Reputation: 692
So I'm scraping some content and I'm trying to strip out the html tags with beautifulsoup in python, but leave the content. For example, given:
<p>Hello, how <b>are</b> you</p>
I would want output:
Hello, how are you
Normally, I would use the get_text method. The problem is that apparently some of the pages I'm scraping have html errors in them. For example:
<p>Hello, how </b><b>are</b> you</p>
When this happens, get_text() winds up stripping out big sections of the text I want. I tried doing this with regex instead and wound up with the same problem:
description = re.sub("<.[^/<>]*>", "", str(description))
description = re.sub("</.[^/<>]*>", "", str(description))
Does anyone know a way around this issue?
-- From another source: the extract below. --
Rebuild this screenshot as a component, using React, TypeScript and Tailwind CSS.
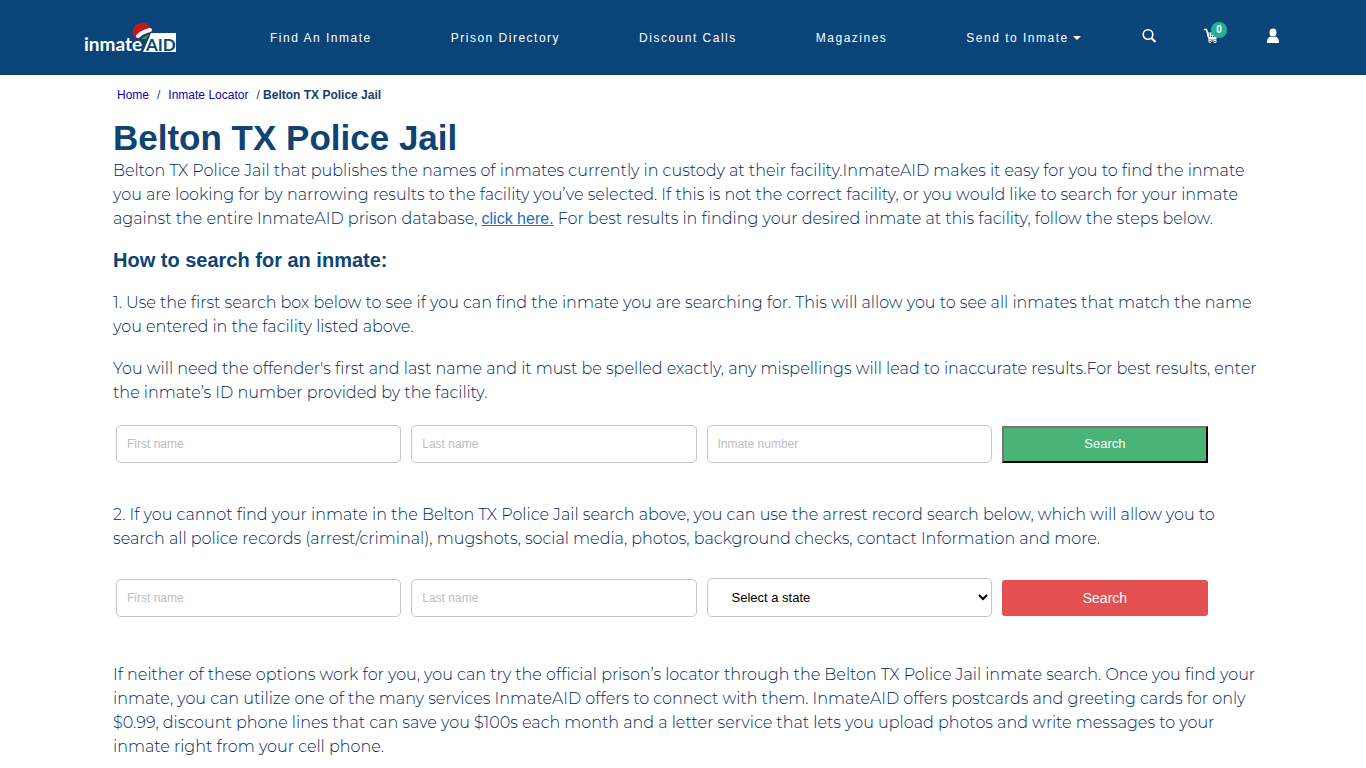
import React, { useState } from "react";

const NAV = ["Find An Inmate", "Prison Directory", "Discount Calls", "Magazines"];

const STATES = ["Alabama", "Arizona", "California", "Florida", "New York", "Texas"];

const COPY = "-mr-3 font-[Montserrat,Inter,sans-serif] font-light text-base leading-6 text-[#002a5c]";

const HEADING = "font-bold text-[#0f4374]";

const FIELD =
  "h-[38px] w-full min-w-0 rounded-[5px] border border-[#c6c6c6] bg-white px-[10px] text-xs text-black placeholder:text-[#bdbdbd]";

const ROW = "grid grid-cols-[285fr_285fr_285fr_206fr] items-center gap-[10px] pl-[3px] pr-[45px]";

const Logo = () => (
  <svg viewBox="0 0 92 34" className="h-[34px] w-[92px]" role="img" aria-label="inmateAID">
    <path d="M68 12 H92 V31 H61 Z" fill="#fff" />
    <path d="M59 31 L67 12 H71 L74 31 Z" fill="#fff" />
    <text x="0" y="30" fontSize="19" fontWeight="700" fill="#fff" fontFamily="Lato, sans-serif">
      inmate
    </text>
    <text x="62" y="30" fontSize="17" fontWeight="700" fill="#0a4478" fontFamily="Lato, sans-serif">
      AID
    </text>
    <path d="M52 18 C46 12 49 3 57 2 C62 1 66 4 67 9 L64 12 L55 16 Z" fill="#c5161d" />
    <path d="M54 15 Q58 11 66 9" stroke="#fff" strokeWidth="4" strokeLinecap="round" fill="none" />
    <path d="M57 18 L65 13 L62 18 Z" fill="#4c9a3f" />
  </svg>
);

const SearchIcon = () => (
  <svg viewBox="0 0 16 16" className="h-4 w-4" fill="none" stroke="#fff" strokeWidth="1.600">
    <circle cx="7" cy="6.500" r="4.800" />
    <path d="M10.500 10 L14.500 14" strokeWidth="2.200" />
  </svg>
);

const CartIcon = () => (
  <svg viewBox="0 0 16 16" className="h-4 w-4" fill="none" stroke="#fff">
    <path d="M1 1.500 H3.500 L6 10.500 H13.500" strokeWidth="1.500" />
    <path d="M4.500 5 H14 L13 9.500 H5.500 Z" strokeWidth="1.200" />
    <path d="M7.500 5 V9.500 M9.700 5 V9.500 M11.800 5 V9.500 M5 7.200 H13.500" />
    <path d="M5 12 H13.500" />
    <circle cx="7" cy="13.500" r="1.200" />
    <circle cx="12" cy="13.500" r="1.200" />
  </svg>
);

const UserIcon = () => (
  <svg viewBox="0 0 16 16" className="h-4 w-4" fill="#fff">
    <ellipse cx="8" cy="4.500" rx="3.500" ry="4" />
    <path d="M2 15 C2 10 4 9 5.800 8.600 Q8 10 10.200 8.600 C12 9 14 10 14 15 Z" />
  </svg>
);

const Header = () => (
  <header className="flex h-[75px] items-center bg-[#0a4478] pl-[84px] pr-[85px] text-white">
    <a href="#home" className="shrink-0">
      <Logo />
    </a>
    <nav className="ml-[94px] flex gap-[79px] whitespace-nowrap text-xs tracking-[0.125em]">
      {NAV.map((item) => (
        <a key={item} href="#nav">
          {item}
        </a>
      ))}
      <button type="button" className="flex items-center gap-1 tracking-[0.125em]">
        Send to Inmate
        <span className="border-x-4 border-t-4 border-x-transparent border-t-white" />
      </button>
    </nav>
    <div className="ml-auto flex items-center gap-[46px] pb-1">
      <button type="button" aria-label="Search">
        <SearchIcon />
      </button>
      <a href="#cart" aria-label="Cart" className="relative">
        <CartIcon />
        <span className="absolute -top-[6px] left-2 flex h-4 w-4 items-center justify-center rounded-full bg-[#1fb496] text-[10px] font-bold">
          0
        </span>
      </a>
      <a href="#account" aria-label="Account">
        <UserIcon />
      </a>
    </div>
  </header>
);

export default function App() {
  const [state, setState] = useState("");

  return (
    <div className="bg-white font-['Liberation_Sans',Arial,sans-serif] text-[#143f6b]">
      <Header />
      <main className="mx-auto max-w-[1140px]">
        <nav aria-label="Breadcrumb" className="flex gap-2 px-1 pt-3 text-xs leading-4">
          <a href="#home" className="text-[#1200b4]">Home</a>
          <span>/</span>
          <a href="#locator" className="text-[#1200b4]">Inmate Locator</a>
          <span>
            / <b className="font-bold">Belton TX Police Jail</b>
          </span>
        </nav>

        <h1 className={`mt-[15px] mb-px text-[35px] leading-10 ${HEADING}`}>Belton TX Police Jail</h1>
        <p className={COPY}>
          Belton TX Police Jail that publishes the names of inmates currently in custody at their facility.InmateAID
          makes it easy for you to find the inmate you are looking for by narrowing results to the facility you’ve
          selected. If this is not the correct facility, or you would like to search for your inmate against the entire
          InmateAID prison database,{" "}
          <a
            href="#search"
            className="font-['Liberation_Sans',Arial,sans-serif] font-normal text-[#1a6fb8] underline decoration-1"
          >
            click here.
          </a>{" "}
          For best results in finding your desired inmate at this facility, follow the steps below.
        </p>

        <h2 className={`mt-[17px] text-xl leading-6 ${HEADING}`}>How to search for an inmate:</h2>
        <p className={`mt-[19px] ${COPY}`}>
          1. Use the first search box below to see if you can find the inmate you are searching for. This will allow you
          to see all inmates that match the name you entered in the facility listed above.
        </p>
        <p className={`mt-[18px] ${COPY}`}>
          You will need the offender's first and last name and it must be spelled exactly, any mispellings will lead to
          inaccurate results.For best results, enter the inmate’s ID number provided by the facility.
        </p>

        <form className={`mt-5 ${ROW}`} onSubmit={(e) => e.preventDefault()}>
          <input className={FIELD} aria-label="First name" placeholder="First name" />
          <input className={FIELD} aria-label="Last name" placeholder="Last name" />
          <input className={FIELD} aria-label="Inmate number" placeholder="Inmate number" />
          <button
            type="submit"
            className="h-[37px] border-2 border-b-black border-l-[#767676] border-r-black border-t-[#767676] bg-[#4ab477] text-[13px] text-white"
          >
            Search
          </button>
        </form>

        <p className={`mt-10 ${COPY}`}>
          2. If you cannot find your inmate in the Belton TX Police Jail search above, you can use the arrest record
          search below, which will allow you to search all police records (arrest/criminal), mugshots, social media,
          photos, background checks, contact Information and more.
        </p>

        <form className={`mt-[27px] ${ROW}`} onSubmit={(e) => e.preventDefault()}>
          <input className={FIELD} aria-label="First name" placeholder="First name" />
          <input className={FIELD} aria-label="Last name" placeholder="Last name" />
          <select
            aria-label="State"
            value={state}
            onChange={(e) => setState(e.target.value)}
            className="h-[39px] w-full min-w-0 rounded-[5px] border border-[#c6c6c6] bg-white pl-5 text-[13px] text-black"
          >
            <option value="">Select a state</option>
            {STATES.map((s) => (
              <option key={s} value={s}>
                {s}
              </option>
            ))}
          </select>
          <button type="submit" className="h-9 rounded-[3px] bg-[#e44f4f] text-sm text-white">
            Search
          </button>
        </form>

        <p className={`mt-[46px] ${COPY}`}>
          If neither of these options work for you, you can try the official prison’s locator through the Belton TX
          Police Jail inmate search. Once you find your inmate, you can utilize one of the many services InmateAID
          offers to connect with them. InmateAID offers postcards and greeting cards for only $0.99, discount phone
          lines that can save you $100s each month and a letter service that lets you upload photos and write messages
          to your inmate right from your cell phone.
        </p>
      </main>
    </div>
  );
}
Thanks in advance.
Upvotes: 0
Views: 556
Reputation: 1125368
BeautifulSoup trees represent all elements as objects; you cannot use regular expressions to 'fix' broken HTML after the tree was built.
BeautifulSoup leaves it to a parser to build the tree, and it is up to the parser to decide how to handle broken HTML. Different parsers handle broken HTML differently.
You should try different parsers with your input to see how they'll handle your input. The standard html.parser
option handles broken HTML less well than other options, while the html5lib
option is closest to how a modern browser would handle broken HTML, albeit at a slower rate than lxml
would handle HTML parsing.
Upvotes: 1